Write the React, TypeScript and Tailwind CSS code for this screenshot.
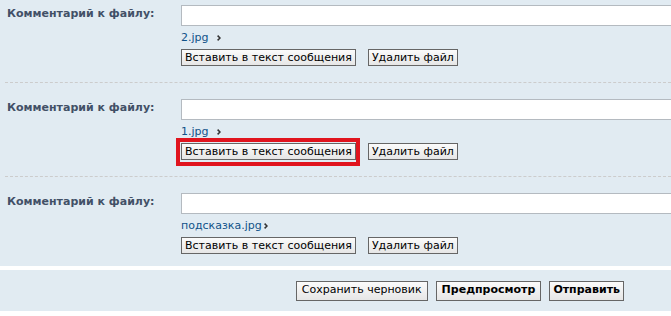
const font = { fontFamily: '"DejaVu Sans", Verdana, sans-serif' };

function Arrow() {
  return (
    <svg width="4" height="6" viewBox="0 0 4 6" className="shrink-0">
      <polyline points="0.6,0.6 3,3 0.6,5.4" fill="none" stroke="#333" strokeWidth="1.5" />
    </svg>
  );
}

function Btn({ children, bold }: { children: React.ReactNode; bold?: boolean }) {
  return (
    <button
      className={`h-[17px] border border-[#666] bg-[linear-gradient(to_bottom,#fbfbfb,#e6e6e6)] px-[3px] text-[11px] leading-[15px] text-black ${
        bold ? "font-bold" : ""
      }`}
    >
      {children}
    </button>
  );
}

function FileRow({
  name,
  arrowGap,
  first,
  last,
  highlight,
}: {
  name: string;
  arrowGap: string;
  first?: boolean;
  last?: boolean;
  highlight?: boolean;
}) {
  return (
    <div
      className={`flex ${first ? "pt-[5px]" : "border-t border-dashed border-[#cccccc] pt-4"} ${
        last ? "pb-3" : "pb-4"
      }`}
    >
      <div className="w-[176px] shrink-0 pl-[2px] pt-[2px] text-[11px] font-bold leading-[13px] text-[#425067]">
        Комментарий к файлу:
      </div>
      <div className="flex flex-col items-start">
        <input className="h-[21px] w-[520px] border border-[#b4bac0] bg-white" />
        <div className="mt-[5px] flex h-[13px] items-center">
          <a className="text-[11px] leading-[13px] text-[#105289]">{name}</a>
          <span className={arrowGap}>
            <Arrow />
          </span>
        </div>
        <div className="mt-[5px] flex gap-[12px]">
          <div className="relative flex">
            {highlight && (
              <span className="pointer-events-none absolute -top-[5px] -bottom-[6px] -left-[5px] -right-[4px] border-4 border-[#e0141e]" />
            )}
            <Btn>Вставить в текст сообщения</Btn>
          </div>
          <Btn>Удалить файл</Btn>
        </div>
      </div>
    </div>
  );
}

export default function App() {
  return (
    <div className="h-[316px] w-[671px] overflow-hidden bg-white" style={font}>
      <div className="bg-[#e1ebf2] pl-[5px]">
        <FileRow name="2.jpg" arrowGap="ml-[8px]" first />
        <FileRow name="1.jpg" arrowGap="ml-[8px]" highlight />
        <FileRow name="подсказка.jpg" arrowGap="ml-[2px]" last />
      </div>
      <div className="mt-[4px] flex h-[41px] items-center justify-end gap-[8px] bg-[#e1ebf2] pr-[47px]">
        <button className="h-[20px] border border-[#666] bg-[linear-gradient(to_bottom,#fbfbfb,#e6e6e6)] px-[5px] text-[11px] text-black">
          Сохранить черновик
        </button>
        <button className="h-[20px] border border-[#666] bg-[linear-gradient(to_bottom,#fbfbfb,#e6e6e6)] px-[5px] text-[11px] font-bold text-black">
          Предпросмотр
        </button>
        <button className="h-[20px] border border-[#666] bg-[linear-gradient(to_bottom,#fbfbfb,#e6e6e6)] px-[3px] text-[11px] font-bold text-black">
          Отправить
        </button>
      </div>
    </div>
  );
}
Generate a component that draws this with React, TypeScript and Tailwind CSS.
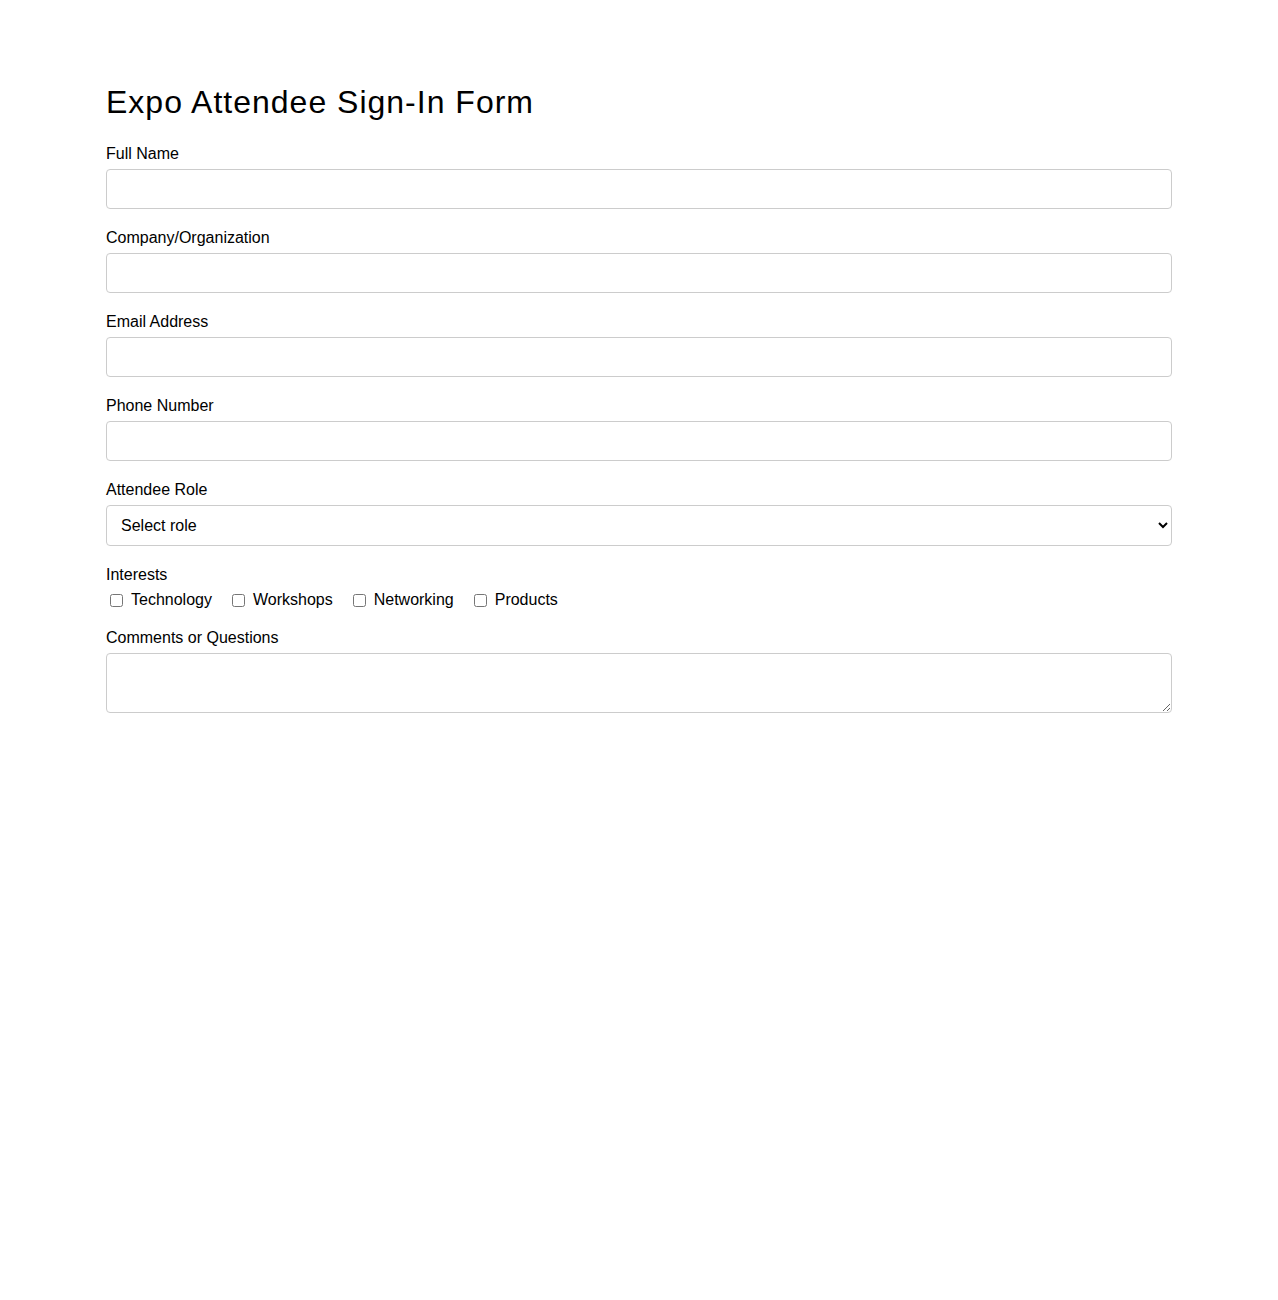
const fields = [
  { id: "fullName", label: "Full Name", type: "text" },
  { id: "company", label: "Company/Organization", type: "text" },
  { id: "email", label: "Email Address", type: "email" },
  { id: "phone", label: "Phone Number", type: "tel" },
];

const interests = ["Technology", "Workshops", "Networking", "Products"];

export default function App() {
  return (
    <div
      className="min-h-screen bg-white text-black"
      style={{ fontFamily: '"Liberation Sans", Arial, sans-serif' }}
    >
      <form className="mx-auto w-[1066px] pt-[84px]">
        <h1 className="mb-6 text-[32px] leading-[37px] tracking-[1px]">Expo Attendee Sign-In Form</h1>

        {fields.map((f) => (
          <div key={f.id} className="mb-5">
            <label htmlFor={f.id} className="mb-[6px] block text-base leading-[18px]">
              {f.label}
            </label>
            <input
              id={f.id}
              type={f.type}
              className="block h-10 w-full rounded border border-[#ccc] px-2 text-base"
            />
          </div>
        ))}

        <div className="mb-5">
          <label htmlFor="role" className="mb-[6px] block text-base leading-[18px]">
            Attendee Role
          </label>
          <select
            id="role"
            defaultValue=""
            className="block h-[41px] w-full rounded border border-[#ccc] bg-white px-[10px] text-base"
          >
            <option value="">Select role</option>
            <option>Exhibitor</option>
            <option>Visitor</option>
            <option>Speaker</option>
            <option>Press</option>
          </select>
        </div>

        <div className="mb-5">
          <span className="block text-base leading-[18px]">Interests</span>
          <div className="mt-[7px] flex items-center gap-4">
            {interests.map((name) => (
              <label key={name} className="flex items-center text-base leading-[18px]">
                <input type="checkbox" className="ml-1 mr-2 h-[13px] w-[13px]" />
                {name}
              </label>
            ))}
          </div>
        </div>

        <div>
          <label htmlFor="comments" className="mb-[6px] block text-base leading-[18px]">
            Comments or Questions
          </label>
          <textarea
            id="comments"
            className="block h-[60px] w-full rounded border border-[#ccc] px-2 py-1 text-base"
          />
        </div>
      </form>
    </div>
  );
}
▬▬▬
Copy the records above exactly, leaving out every picture.

Write the React, TypeScript and Tailwind CSS code for this screenshot.
const font = { fontFamily: '"DejaVu Sans", Verdana, sans-serif' };

function Arrow() {
  return (
    <svg width="4" height="6" viewBox="0 0 4 6" className="shrink-0">
      <polyline points="0.6,0.6 3,3 0.6,5.4" fill="none" stroke="#333" strokeWidth="1.5" />
    </svg>
  );
}

function Btn({ children, bold }: { children: React.ReactNode; bold?: boolean }) {
  return (
    <button
      className={`h-[17px] border border-[#666] bg-[linear-gradient(to_bottom,#fbfbfb,#e6e6e6)] px-[3px] text-[11px] leading-[15px] text-black ${
        bold ? "font-bold" : ""
      }`}
    >
      {children}
    </button>
  );
}

function FileRow({
  name,
  arrowGap,
  first,
  last,
  highlight,
}: {
  name: string;
  arrowGap: string;
  first?: boolean;
  last?: boolean;
  highlight?: boolean;
}) {
  return (
    <div
      className={`flex ${first ? "pt-[5px]" : "border-t border-dashed border-[#cccccc] pt-4"} ${
        last ? "pb-3" : "pb-4"
      }`}
    >
      <div className="w-[176px] shrink-0 pl-[2px] pt-[2px] text-[11px] font-bold leading-[13px] text-[#425067]">
        Комментарий к файлу:
      </div>
      <div className="flex flex-col items-start">
        <input className="h-[21px] w-[520px] border border-[#b4bac0] bg-white" />
        <div className="mt-[5px] flex h-[13px] items-center">
          <a className="text-[11px] leading-[13px] text-[#105289]">{name}</a>
          <span className={arrowGap}>
            <Arrow />
          </span>
        </div>
        <div className="mt-[5px] flex gap-[12px]">
          <div className="relative flex">
            {highlight && (
              <span className="pointer-events-none absolute -top-[5px] -bottom-[6px] -left-[5px] -right-[4px] border-4 border-[#e0141e]" />
            )}
            <Btn>Вставить в текст сообщения</Btn>
          </div>
          <Btn>Удалить файл</Btn>
        </div>
      </div>
    </div>
  );
}

export default function App() {
  return (
    <div className="h-[316px] w-[671px] overflow-hidden bg-white" style={font}>
      <div className="bg-[#e1ebf2] pl-[5px]">
        <FileRow name="2.jpg" arrowGap="ml-[8px]" first />
        <FileRow name="1.jpg" arrowGap="ml-[8px]" highlight />
        <FileRow name="подсказка.jpg" arrowGap="ml-[2px]" last />
      </div>
      <div className="mt-[4px] flex h-[41px] items-center justify-end gap-[8px] bg-[#e1ebf2] pr-[47px]">
        <button className="h-[20px] border border-[#666] bg-[linear-gradient(to_bottom,#fbfbfb,#e6e6e6)] px-[5px] text-[11px] text-black">
          Сохранить черновик
        </button>
        <button className="h-[20px] border border-[#666] bg-[linear-gradient(to_bottom,#fbfbfb,#e6e6e6)] px-[5px] text-[11px] font-bold text-black">
          Предпросмотр
        </button>
        <button className="h-[20px] border border-[#666] bg-[linear-gradient(to_bottom,#fbfbfb,#e6e6e6)] px-[3px] text-[11px] font-bold text-black">
          Отправить
        </button>
      </div>
    </div>
  );
}
Generate a component that draws this with React, TypeScript and Tailwind CSS.
const fields = [
  { id: "fullName", label: "Full Name", type: "text" },
  { id: "company", label: "Company/Organization", type: "text" },
  { id: "email", label: "Email Address", type: "email" },
  { id: "phone", label: "Phone Number", type: "tel" },
];

const interests = ["Technology", "Workshops", "Networking", "Products"];

export default function App() {
  return (
    <div
      className="min-h-screen bg-white text-black"
      style={{ fontFamily: '"Liberation Sans", Arial, sans-serif' }}
    >
      <form className="mx-auto w-[1066px] pt-[84px]">
        <h1 className="mb-6 text-[32px] leading-[37px] tracking-[1px]">Expo Attendee Sign-In Form</h1>

        {fields.map((f) => (
          <div key={f.id} className="mb-5">
            <label htmlFor={f.id} className="mb-[6px] block text-base leading-[18px]">
              {f.label}
            </label>
            <input
              id={f.id}
              type={f.type}
              className="block h-10 w-full rounded border border-[#ccc] px-2 text-base"
            />
          </div>
        ))}

        <div className="mb-5">
          <label htmlFor="role" className="mb-[6px] block text-base leading-[18px]">
            Attendee Role
          </label>
          <select
            id="role"
            defaultValue=""
            className="block h-[41px] w-full rounded border border-[#ccc] bg-white px-[10px] text-base"
          >
            <option value="">Select role</option>
            <option>Exhibitor</option>
            <option>Visitor</option>
            <option>Speaker</option>
            <option>Press</option>
          </select>
        </div>

        <div className="mb-5">
          <span className="block text-base leading-[18px]">Interests</span>
          <div className="mt-[7px] flex items-center gap-4">
            {interests.map((name) => (
              <label key={name} className="flex items-center text-base leading-[18px]">
                <input type="checkbox" className="ml-1 mr-2 h-[13px] w-[13px]" />
                {name}
              </label>
            ))}
          </div>
        </div>

        <div>
          <label htmlFor="comments" className="mb-[6px] block text-base leading-[18px]">
            Comments or Questions
          </label>
          <textarea
            id="comments"
            className="block h-[60px] w-full rounded border border-[#ccc] px-2 py-1 text-base"
          />
        </div>
      </form>
    </div>
  );
}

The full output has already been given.